Developer Productivity Is Mostly a Clarity Problem, Not a Tool Problem
Most engineering teams don't have a productivity problem—they have a clarity problem. Tools only help once ownership, focus time, and expectations are fixed.

Most engineering teams don't have a productivity problem—they have a clarity problem.
Developers aren't blocked because they write code slowly. They're blocked because requirements change mid-sprint, ownership is fuzzy across services, and deep work keeps getting interrupted.
Where productivity really breaks
When teams feel "busy" but progress is slow, the root causes usually look like this:
- Requirements and priorities change without clear context
- Ownership of systems and domains is unclear
- Every "small" change hides multiple hidden dependencies
- The same people expected to do deep work are also in every meeting
Three questions for engineering leaders
If you lead an engineering org today, these questions will tell you a lot about your actual productivity baseline:
- Can every engineer explain, in one sentence, what success looks like for their work right now?

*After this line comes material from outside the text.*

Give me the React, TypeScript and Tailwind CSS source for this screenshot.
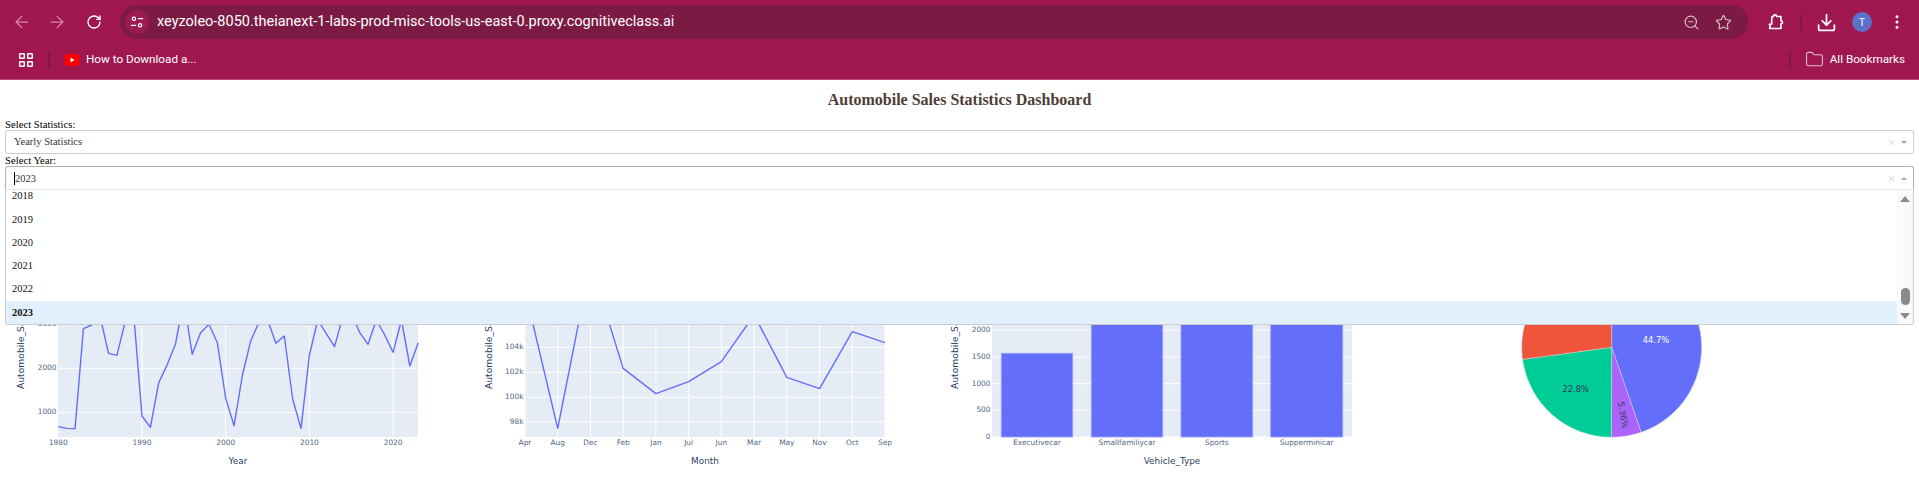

- When something breaks in production, is it obvious who owns it and how to fix it?
- Do your processes create uninterrupted focus time, or do they chop the day into 30-minute fragments?
Patterns of high-performing teams
Teams that ship consistently without burning out their people tend to share a few habits:
- Clear, boring ownership of systems and domains
- Lightweight specs that focus on intent and constraints, not buzzwords
- Guardrails around meetings and notifications to protect deep work
- A culture where raising risks early is rewarded, not punished
Tools amplify clarity, they don't replace it
Modern platforms, AI assistants, and automation can absolutely help—once the basics are solid. Without clear goals, ownership, and focus time, new tools mostly accelerate confusion.
If your team feels 'busy' but progress is slow, the solution probably isn't more dashboards. It's clearer goals, better boundaries, and fewer obstacles between engineers and meaningful work.